Chinese parents apologize after son vandalizes ancient Egyptian sculpture

Chinese parents apologize after son vandalizes ancient Egyptian sculpture

By | 2013-05-27T23:05:24-04:00 May 27th, 2013|Archeology and History|0 Comments
The parents of a Chinese teenager have apologized after their son vandalized an ancient Egyptian sculpture with graffiti.
 
“We want to apologize to the Egyptian people, and to people who have paid attention to this case across China,” his mother told local newspaper Modern Express on Saturday.
 
The 15-year-old tourist carved “Ding Jinhao was here” in Chinese in a stone sculpture inside a 3,500-year-old temple in Luxor, CNN reported.
 
A Chinese traveler posted a photo of the graffiti on China’s micro-blogging website Weibo.
 
“The saddest moment in Egypt. I’m so embarrassed that I want to hide myself.
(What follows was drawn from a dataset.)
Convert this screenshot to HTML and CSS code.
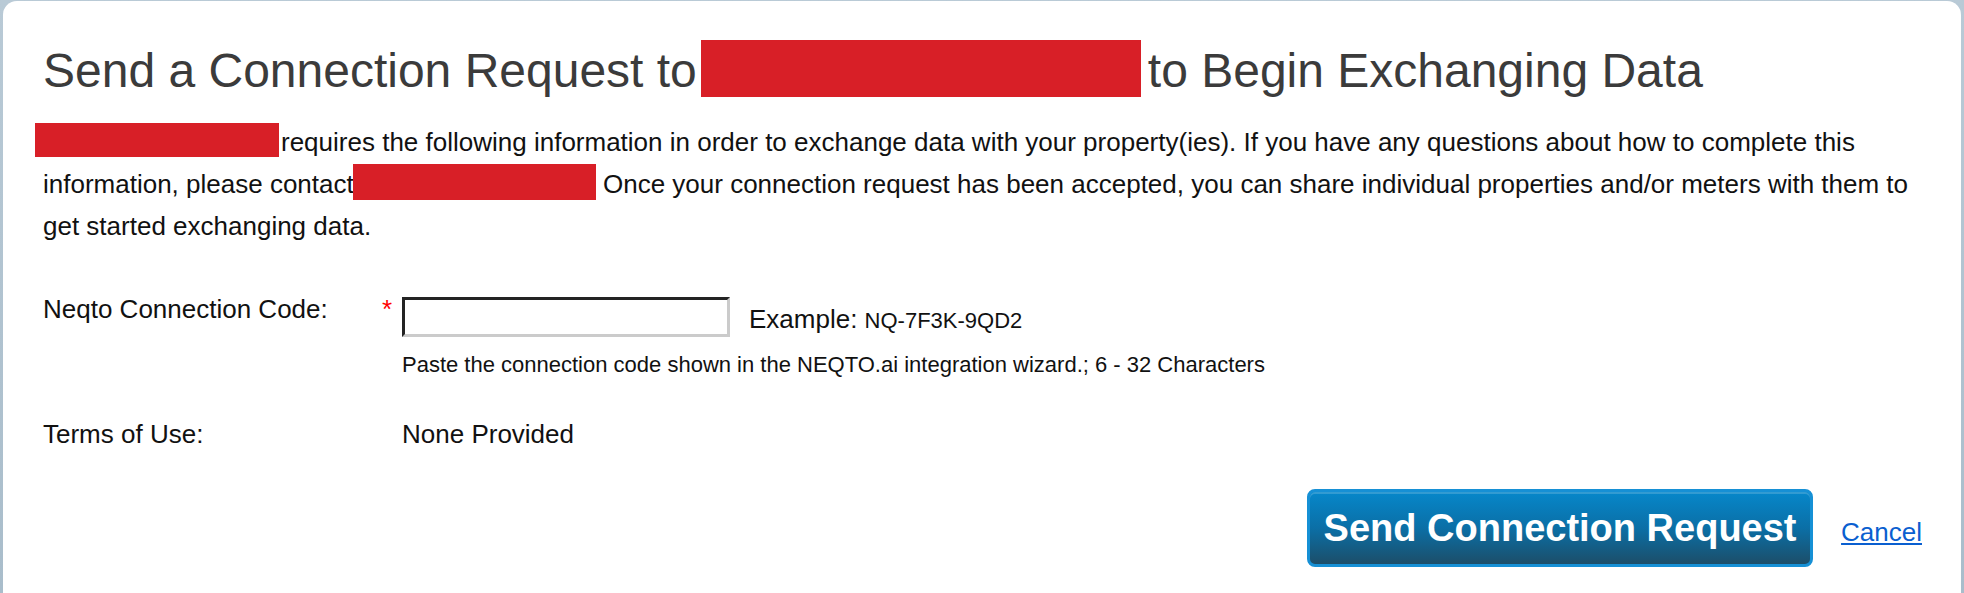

I said to the Egyptian tour guide, ‘I’m really sorry’,” the traveler wrote on Weibo.
 
The incident sparked a massive online backlash among Chinese, who identified the teen, and posted his date of birth and the name of his primary school online, the BBC reported.
 
His parents quickly contacted media outlets, and appealed to the public to go easy on their son.
 
“This is too much pressure for him to take,” his father said, according to the BBC.
 
The teen’s mother defended her son by saying he “committed the act when he was younger and had realized the seriousness of his actions,” the BBC reported.
 
A photographer for the state-run Xinhua news agency reported that local Egyptian staff were unable to completely remove the graffiti.